MATERIAL =>
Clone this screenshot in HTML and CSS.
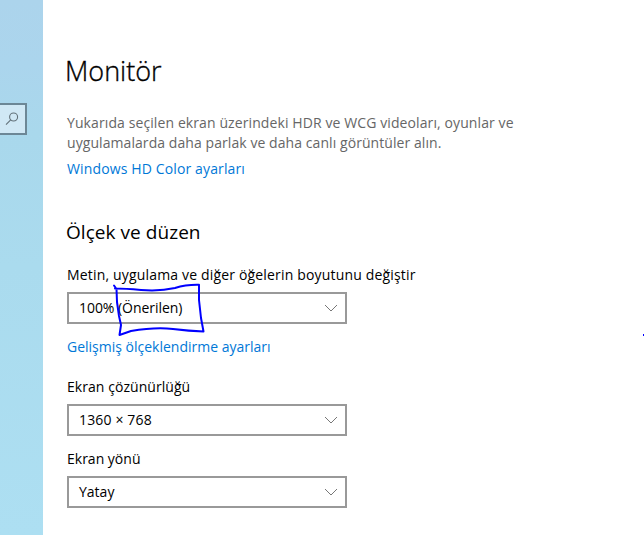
FILE: index.html
```html
<!DOCTYPE html>
<html lang="tr">
    <head>
        <meta charset="UTF-8">
        <meta name="viewport" content="width=device-width, initial-scale=1.0">
        <title>Monitör</title>
        <link rel="stylesheet" href="styles.css">
    </head>
    <body>
        <div class="container">
            <div class="sidebar">
                <div class="search">
                    <svg width="14" height="14" viewBox="0 0 14 14">
                        <circle cx="8.6" cy="5" r="4" />
                        <path d="M5.7 7.9L1 12.6" />
                    </svg>
                </div>
            </div>
            <div class="content">
                <h1>Monitör</h1>
                <p class="info"><span class="line1">Yukarıda seçilen ekran üzerindeki HDR ve WCG videoları, oyunlar ve</span><br><span class="line2">uygulamalarda daha parlak ve daha canlı görüntüler alın.</span></p>
                <a href="#" class="color-link">Windows HD Color ayarları</a>

                <h2>Ölçek ve düzen</h2>
                <label class="scale-label">Metin, uygulama ve diğer öğelerin boyutunu değiştir</label>
                <div class="select">
                    <span class="scale-value">100% (Önerilen)</span>
                    <svg class="arrow" width="14" height="8" viewBox="0 0 14 8"><path d="M1 1L7 7L13 1" /></svg>
                    <!-- kalemle çizilen çerçeve -->
                    <svg class="mark" width="92" height="54" viewBox="0 0 92 54">
                        <path d="M1 1.500L3.500 5L4 18L6 32L8 41L6.500 51L18 47Q42 43 60 45Q76 47 90.500 47.500L88 34L86 16V0.800Q73 0.500 62 4Q47 7.500 28 6Q12 4.500 2 4.500" />
                    </svg>
                </div>
                <a href="#" class="scale-link">Gelişmiş ölçeklendirme ayarları</a>

                <label class="res-label">Ekran çözünürlüğü</label>
                <div class="select">
                    <span class="res-value">1360 × 768</span>
                    <svg class="arrow" width="14" height="8" viewBox="0 0 14 8"><path d="M1 1L7 7L13 1" /></svg>
                </div>
                <label class="dir-label">Ekran yönü</label>
                <div class="select">
                    <span class="dir-value">Yatay</span>
                    <svg class="arrow" width="14" height="8" viewBox="0 0 14 8"><path d="M1 1L7 7L13 1" /></svg>
                </div>
            </div>
        </div>
        <div class="dot"></div>
    </body>
</html>
```
FILE: styles.css
```css
body{
    margin: 0;
    background-color: white;
    color: black;
    font-family: "Open Sans", "Noto Sans", sans-serif;
    font-size: 14px;
    line-height: 20px;
    overflow: hidden;
}
.container{
    display: flex;
    height: 535px;
}
.sidebar{
    box-sizing: border-box;
    width: 43px;
    padding-top: 103px;
    background: linear-gradient(#acd4ec 0%, #abd5ed 12%, #a9d8ec 25%, #aadbee 50%, #addff2 100%);
}
.search{
    box-sizing: border-box;
    width: 27px;
    height: 32px;
    border: 2px solid #6c8796;
    border-left: none;
    background-color: #d0e8f5;
    padding: 7px 0 0 5px;
}
.search svg{
    display: block;
    fill: none;
    stroke: #627179;
    stroke-width: 1.1;
}
.content{
    display: flex;
    flex-direction: column;
    align-items: flex-start;
    padding: 53px 0 0 24px;
    white-space: nowrap;
}
h1, h2, p{
    margin: 0;
    font-weight: normal;
}
h1{
    font-size: 27px;
    font-weight: 300;
    line-height: 36px;
    margin-left: -2px;
    -webkit-text-stroke: 0.35px black;
}
h2{
    font-size: 19px;
    line-height: 26px;
    margin-top: 40px;
    margin-left: -1px;
    letter-spacing: 0.05px;
}
.info{
    margin-top: 24px;
    color: #666666;
}
.line1{
    letter-spacing: 0.1px;
}
.line2{
    letter-spacing: 0.07px;
}
a{
    color: #0078d7;
    text-decoration: none;
}
.color-link{
    margin-top: 6px;
    letter-spacing: 0.13px;
}
.scale-label{
    margin-top: 20px;
    letter-spacing: 0.17px;
}
.select{
    position: relative;
    box-sizing: border-box;
    display: flex;
    align-items: center;
    justify-content: space-between;
    width: 280px;
    height: 32px;
    margin-top: 7px;
    padding: 0 7px 0 10px;
    border: 2px solid #999999;
}
.arrow{
    fill: none;
    stroke: #777777;
}
.scale-value{
    letter-spacing: -0.05px;
}
.res-value{
    letter-spacing: 0.15px;
}
.scale-link{
    margin-top: 13px;
}
.res-label{
    margin-top: 20px;
    letter-spacing: 0.05px;
}
.dir-label{
    margin-top: 13px;
}
.mark{
    position: absolute;
    left: 44px;
    top: -10px;
    overflow: visible;
    fill: none;
    stroke: #0000ff;
    stroke-width: 2;
    stroke-linecap: round;
    stroke-linejoin: round;
}
.dot{
    position: absolute;
    right: 0;
    top: 334px;
    width: 1px;
    height: 2px;
    background-color: #0000ff;
}
```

REQUIREMENTS =>
Output the data exactly. Pictures don't belong in the result.

REPLY TO THE EXERCISE =>
Clone this screenshot in HTML and CSS.
FILE: index.html
```html
<!DOCTYPE html>
<html lang="tr">
    <head>
        <meta charset="UTF-8">
        <meta name="viewport" content="width=device-width, initial-scale=1.0">
        <title>Monitör</title>
        <link rel="stylesheet" href="styles.css">
    </head>
    <body>
        <div class="container">
            <div class="sidebar">
                <div class="search">
                    <svg width="14" height="14" viewBox="0 0 14 14">
                        <circle cx="8.6" cy="5" r="4" />
                        <path d="M5.7 7.9L1 12.6" />
                    </svg>
                </div>
            </div>
            <div class="content">
                <h1>Monitör</h1>
                <p class="info"><span class="line1">Yukarıda seçilen ekran üzerindeki HDR ve WCG videoları, oyunlar ve</span><br><span class="line2">uygulamalarda daha parlak ve daha canlı görüntüler alın.</span></p>
                <a href="#" class="color-link">Windows HD Color ayarları</a>

                <h2>Ölçek ve düzen</h2>
                <label class="scale-label">Metin, uygulama ve diğer öğelerin boyutunu değiştir</label>
                <div class="select">
                    <span class="scale-value">100% (Önerilen)</span>
                    <svg class="arrow" width="14" height="8" viewBox="0 0 14 8"><path d="M1 1L7 7L13 1" /></svg>
                    <!-- kalemle çizilen çerçeve -->
                    <svg class="mark" width="92" height="54" viewBox="0 0 92 54">
                        <path d="M1 1.500L3.500 5L4 18L6 32L8 41L6.500 51L18 47Q42 43 60 45Q76 47 90.500 47.500L88 34L86 16V0.800Q73 0.500 62 4Q47 7.500 28 6Q12 4.500 2 4.500" />
                    </svg>
                </div>
                <a href="#" class="scale-link">Gelişmiş ölçeklendirme ayarları</a>

                <label class="res-label">Ekran çözünürlüğü</label>
                <div class="select">
                    <span class="res-value">1360 × 768</span>
                    <svg class="arrow" width="14" height="8" viewBox="0 0 14 8"><path d="M1 1L7 7L13 1" /></svg>
                </div>
                <label class="dir-label">Ekran yönü</label>
                <div class="select">
                    <span class="dir-value">Yatay</span>
                    <svg class="arrow" width="14" height="8" viewBox="0 0 14 8"><path d="M1 1L7 7L13 1" /></svg>
                </div>
            </div>
        </div>
        <div class="dot"></div>
    </body>
</html>
```
FILE: styles.css
```css
body{
    margin: 0;
    background-color: white;
    color: black;
    font-family: "Open Sans", "Noto Sans", sans-serif;
    font-size: 14px;
    line-height: 20px;
    overflow: hidden;
}
.container{
    display: flex;
    height: 535px;
}
.sidebar{
    box-sizing: border-box;
    width: 43px;
    padding-top: 103px;
    background: linear-gradient(#acd4ec 0%, #abd5ed 12%, #a9d8ec 25%, #aadbee 50%, #addff2 100%);
}
.search{
    box-sizing: border-box;
    width: 27px;
    height: 32px;
    border: 2px solid #6c8796;
    border-left: none;
    background-color: #d0e8f5;
    padding: 7px 0 0 5px;
}
.search svg{
    display: block;
    fill: none;
    stroke: #627179;
    stroke-width: 1.1;
}
.content{
    display: flex;
    flex-direction: column;
    align-items: flex-start;
    padding: 53px 0 0 24px;
    white-space: nowrap;
}
h1, h2, p{
    margin: 0;
    font-weight: normal;
}
h1{
    font-size: 27px;
    font-weight: 300;
    line-height: 36px;
    margin-left: -2px;
    -webkit-text-stroke: 0.35px black;
}
h2{
    font-size: 19px;
    line-height: 26px;
    margin-top: 40px;
    margin-left: -1px;
    letter-spacing: 0.05px;
}
.info{
    margin-top: 24px;
    color: #666666;
}
.line1{
    letter-spacing: 0.1px;
}
.line2{
    letter-spacing: 0.07px;
}
a{
    color: #0078d7;
    text-decoration: none;
}
.color-link{
    margin-top: 6px;
    letter-spacing: 0.13px;
}
.scale-label{
    margin-top: 20px;
    letter-spacing: 0.17px;
}
.select{
    position: relative;
    box-sizing: border-box;
    display: flex;
    align-items: center;
    justify-content: space-between;
    width: 280px;
    height: 32px;
    margin-top: 7px;
    padding: 0 7px 0 10px;
    border: 2px solid #999999;
}
.arrow{
    fill: none;
    stroke: #777777;
}
.scale-value{
    letter-spacing: -0.05px;
}
.res-value{
    letter-spacing: 0.15px;
}
.scale-link{
    margin-top: 13px;
}
.res-label{
    margin-top: 20px;
    letter-spacing: 0.05px;
}
.dir-label{
    margin-top: 13px;
}
.mark{
    position: absolute;
    left: 44px;
    top: -10px;
    overflow: visible;
    fill: none;
    stroke: #0000ff;
    stroke-width: 2;
    stroke-linecap: round;
    stroke-linejoin: round;
}
.dot{
    position: absolute;
    right: 0;
    top: 334px;
    width: 1px;
    height: 2px;
    background-color: #0000ff;
}
```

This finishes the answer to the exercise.